Lübbers: Bei uns führen das Markus Ostermann und Michael Wester von der Vereinigung des Emsländischen Landvolkes zusammen mit örtlichen Landwirten durch. Es gibt jeweils einen theoretischen Teil und daran anschließend einen Ausflug auf den Bauernhof. Ist zum Beispiel das Thema „Milch“ dran, besuchen die Schülerinnen und Schüler einen Milchbauern. In der Woche darauf kommen die Landfrauen, um mit den Kindern mit Milchprodukten etwas zu kochen. Das nächste Thema kann „Ackerbau“ oder „Getreide“ sein, wo eine Getreideernte besucht wird und dann mit Getreide gebacken wird. Die Bauern sind sehr daran interessiert, in die Schulen zu kommen, um den Kindern ein realistisches Bild der Landwirtschaft zu vermitteln, die unsere Region sehr prägt.

Schüler bei der Adventsfeier
Mit Liedern, Gedicht und Nikolaus-Rap in den Advent. © Clemensschule Wesuwe

Online-Redaktion: Weihnachten ist die Zeit des Wünschens. Wenn Sie Wünsche für Ihre Schule frei hätten, welche wären das?
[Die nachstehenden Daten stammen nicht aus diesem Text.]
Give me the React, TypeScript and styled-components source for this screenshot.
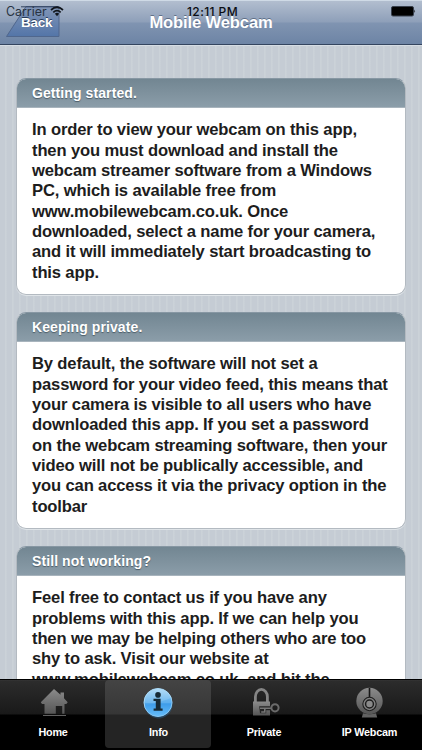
import React from 'react';
import styled, { createGlobalStyle } from 'styled-components';

const GlobalStyle = createGlobalStyle`
  * { box-sizing: border-box; }
  body { margin: 0; overflow: hidden; font-family: "Liberation Sans", Arial, sans-serif; }
`;

const Screen = styled.div`
  width: 422px;
  height: 750px;
  display: flex;
  flex-direction: column;
  overflow: hidden;
  background: repeating-linear-gradient(90deg, #c5ccd4 0, #c5ccd4 4.6px, #cbd2d8 5.4px, #cbd2d8 6.2px, #c5ccd4 7px);
`;

const NavBar = styled.header`
  position: relative;
  flex: none;
  height: 45px;
  border-top: 1px solid #cfdae6;
  border-bottom: 1px solid #34455f;
  background: linear-gradient(#b2becf 0, #8e9fb9 21px, #8094b1 22px, #6d84a5 100%);
`;

const NavTitle = styled.h1`
  position: relative;
  margin: 0;
  padding-top: 12px;
  text-align: center;
  font-size: 16.6px;
  letter-spacing: -0.15px;
  line-height: 20px;
  color: #fff;
  text-shadow: 0 -1px 0 rgba(40, 55, 80, 0.5);
`;

const BackButton = styled.button`
  position: absolute;
  left: 6px;
  top: 5px;
  width: 54px;
  height: 31px;
  padding: 0;
  border: 0;
  background: none;
  svg { display: block; }
`;

const BackLabel = styled.span`
  position: absolute;
  left: 15px;
  top: 8px;
  font: bold 13.5px/18px "Liberation Sans", Arial, sans-serif;
  letter-spacing: -0.25px;
  color: #fff;
  text-shadow: 0 -1px 0 #263956;
`;

const StatusBar = styled.div`
  position: absolute;
  inset: 3px 6px auto 6px;
  display: grid;
  grid-template-columns: 1fr auto 1fr;
  align-items: center;
  height: 15px;
  font: 12.4px/15px Inter, "Liberation Sans", sans-serif;
  color: #0b0d12;
`;

const Carrier = styled.div`
  display: flex;
  align-items: center;
  gap: 3px;
  color: #283342;
`;

const Clock = styled.div`
  font-weight: 500;
  font-size: 12px;
  letter-spacing: 0.4px;
  padding-left: 3px;
`;

const Battery = styled.svg`
  justify-self: end;
`;

const Content = styled.main`
  flex: 1;
  min-height: 0;
  overflow: hidden;
  padding: 32px 16px 0;
  border-top: 1px solid #d6dde4;
  display: flex;
  flex-direction: column;
  gap: 17px;
`;

const Card = styled.section`
  flex: none;
  height: 217px;
  border: 1px solid #b3bac1;
  border-top-color: #8797a3;
  border-radius: 10px;
  overflow: hidden;
  background: #fff;
  box-shadow: 0 1px 0 #dfe4e8;
`;

const CardHeading = styled.h2`
  margin: 0;
  height: 29px;
  padding: 0 15px;
  border-bottom: 1px solid #a8b4bd;
  background: linear-gradient(#728692, #8b9da9);
  color: #fff;
  font-size: 14px;
  letter-spacing: 0.09px;
  line-height: 28px;
  text-shadow: 0 1px 1px #4b5c67;
`;

const CardText = styled.p`
  margin: 0;
  padding: 12.4px 0 0 15px;
  font-size: 16.6px;
  letter-spacing: -0.15px;
  font-weight: bold;
  line-height: 20.35px;
  color: #1d1d1d;
  white-space: pre;
`;

const TabBar = styled.nav`
  flex: none;
  height: 71px;
  display: grid;
  grid-template-columns: 105px 106px 105px 106px;
  border-top: 1px solid #000;
  background: linear-gradient(#373737 0, #2c2c2c 1px, #191919 34px, #000 35px);
`;

const Tab = styled.button<{ $active?: boolean }>`
  display: flex;
  flex-direction: column;
  align-items: center;
  height: 68px;
  border: 0;
  border-radius: 4px;
  padding: 7px 0 0;
  background: ${(p) => (p.$active ? 'linear-gradient(#444 0, #363636 34px, #242424 35px)' : 'none')};
  svg { display: block; }
`;

const TabLabel = styled.span`
  margin-top: 6px;
  padding-left: 1px;
  font: bold 10.8px/14px "Liberation Sans", Arial, sans-serif;
  letter-spacing: -0.2px;
  color: #fff;
`;

const Gradient = ({ id }: { id: string }) => (
  <defs>
    <linearGradient id={id} x1="0" y1="0" x2="0" y2="1">
      <stop offset="0" stopColor="#8b8b8b" />
      <stop offset="1" stopColor="#555" />
    </linearGradient>
  </defs>
);

const HomeIcon = () => (
  <svg width="32" height="32" viewBox="0 0 32 32">
    <Gradient id="home" />
    <path d="M17 2L23.5 7.8V5.4H27v5.8l3.7 4.1-1.4 1.7h-1.8v9.8h-2.3V19h-6.4v7.8H7.5V17H5l-1.2-1.7z" fill="url(#home)" />
    <path d="M6 28.5h23" stroke="#606060" strokeWidth="1" />
  </svg>
);

const InfoIcon = () => (
  <svg width="32" height="32" viewBox="0 0 32 32">
    <defs>
      <linearGradient id="info" x1="0" y1="0" x2="0" y2="1">
        <stop offset="0" stopColor="#b4dcf6" />
        <stop offset=".5" stopColor="#70b9ef" />
        <stop offset=".55" stopColor="#45a0e9" />
        <stop offset="1" stopColor="#7ccbff" />
      </linearGradient>
    </defs>
    <circle cx="16" cy="15.5" r="14" fill="url(#info)" stroke="#a9daf8" />
    <path d="M2.6 18.5C11 18 21 14 29 11a14 14 0 1 1-26.4 7.5z" fill="#2792eb" opacity=".25" />
    <circle cx="16" cy="7.9" r="2.8" fill="#172a35" />
    <path d="M11.5 11.7h7.1v9.8h2v2.2h-9v-2.2h2.2v-7.5h-2.3z" fill="#172a35" />
  </svg>
);

const LockIcon = () => (
  <svg width="32" height="32" viewBox="0 0 32 32">
    <Gradient id="lock" />
    <path d="M7.4 15V9.7a6 7.3 0 0 1 12 0V15" fill="none" stroke="#858585" strokeWidth="2.8" />
    <path d="M5 14.5H22V28.5H5z" fill="url(#lock)" />
    <path d="M11.2 19.2H23v4.1h-4.8v3H12z" fill="#242424" />
    <path d="M12 21.2h11M16.8 21v4h-3.6" stroke="#777" strokeWidth="1.6" fill="none" />
    <circle cx="27" cy="20.8" r="3.6" fill="none" stroke="#6b6b6b" strokeWidth="2" />
  </svg>
);

const WebcamIcon = () => (
  <svg width="32" height="32" viewBox="0 0 32 32">
    <Gradient id="cam" />
    <circle cx="16.5" cy="14" r="13.2" fill="url(#cam)" />
    <path d="M16.5 1v10" stroke="#171717" strokeWidth="1.6" />
    <circle cx="16.5" cy="17" r="7.2" fill="#1c1c1c" />
    <circle cx="16.5" cy="17" r="5.4" fill="none" stroke="#808080" strokeWidth="1.5" />
    <circle cx="16.5" cy="17" r="3.2" fill="#8a8a8a" />
    <path d="M10 26.2q6.5 2 13 0l1.2 4.2H8.8z" fill="#626262" />
  </svg>
);

const cards = [
  {
    title: 'Getting started.',
    text: `In order to view your webcam on this app,
then you must download and install the
webcam streamer software from a Windows
PC, which is available free from
www.mobilewebcam.co.uk. Once
downloaded, select a name for your camera,
and it will immediately start broadcasting to
this app.`,
  },
  {
    title: 'Keeping private.',
    text: `By default, the software will not set a
password for your video feed, this means that
your camera is visible to all users who have
downloaded this app. If you set a password
on the webcam streaming software, then your
video will not be publically accessible, and
you can access it via the privacy option in the
toolbar`,
  },
  {
    title: 'Still not working?',
    text: `Feel free to contact us if you have any
problems with this app. If we can help you
then we may be helping others who are too
shy to ask. Visit our website at
www.mobilewebcam.co.uk, and hit the`,
  },
];

const tabs = [
  { label: 'Home', Icon: HomeIcon },
  { label: 'Info', Icon: InfoIcon, active: true },
  { label: 'Private', Icon: LockIcon },
  { label: 'IP Webcam', Icon: WebcamIcon },
];

export default function App() {
  return (
    <>
      <GlobalStyle />
      <Screen>
        <NavBar>
          <BackButton>
            <svg width="54" height="31" viewBox="0 0 54 31">
              <defs>
                <linearGradient id="back" x1="0" y1="0" x2="0" y2="1">
                  <stop offset="0" stopColor="#8296b8" />
                  <stop offset="1" stopColor="#5375a8" />
                </linearGradient>
              </defs>
              <path d="M.5 30.5L20 .5h33v30z" fill="url(#back)" stroke="#50678d" />
              <path d="M15 .8h37" stroke="#33445e" />
            </svg>
            <BackLabel>Back</BackLabel>
          </BackButton>
          <StatusBar>
            <Carrier>
              Carrier
              <svg width="14" height="11" viewBox="0 0 14 11">
                <path d="M1 4q6-5.5 12 0M3.3 6.3q3.7-3.3 7.4 0" fill="none" stroke="#10151c" strokeWidth="1.7" />
                <path d="M4.9 7.7q2.1-1.8 4.2 0L7 10.2z" fill="#10151c" />
              </svg>
            </Carrier>
            <Clock>12:11 PM</Clock>
            <Battery width="26" height="11" viewBox="0 0 26 11">
              <rect x="1.5" y=".5" width="22" height="9.5" rx="1.5" fill="#000" stroke="#38404d" />
              <path d="M24.3 3.5q1.7 1.8 0 3.6z" fill="#111" />
            </Battery>
          </StatusBar>
          <NavTitle>Mobile Webcam</NavTitle>
        </NavBar>
        <Content>
          {cards.map((card) => (
            <Card key={card.title}>
              <CardHeading>{card.title}</CardHeading>
              <CardText>{card.text}</CardText>
            </Card>
          ))}
        </Content>
        <TabBar>
          {tabs.map(({ label, Icon, active }) => (
            <Tab key={label} $active={active}>
              <Icon />
              <TabLabel>{label}</TabLabel>
            </Tab>
          ))}
        </TabBar>
      </Screen>
    </>
  );
}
Lübbers: Wir wünschen uns, dass wir allen Kindern gerecht werden können. Die Heterogenität der Schülerschaft ist nicht selten eine Herausforderung. Mit Hochbegabung und Förderbedarf umzugehen und Kinder mit Migrationshintergrund zu fördern. Um erfolgreich inklusiv zu unterrichten, wünschen wir uns mehr Förderlehrer und Förderlehrerinnen und auch mehr Stundenzuweisungen dafür.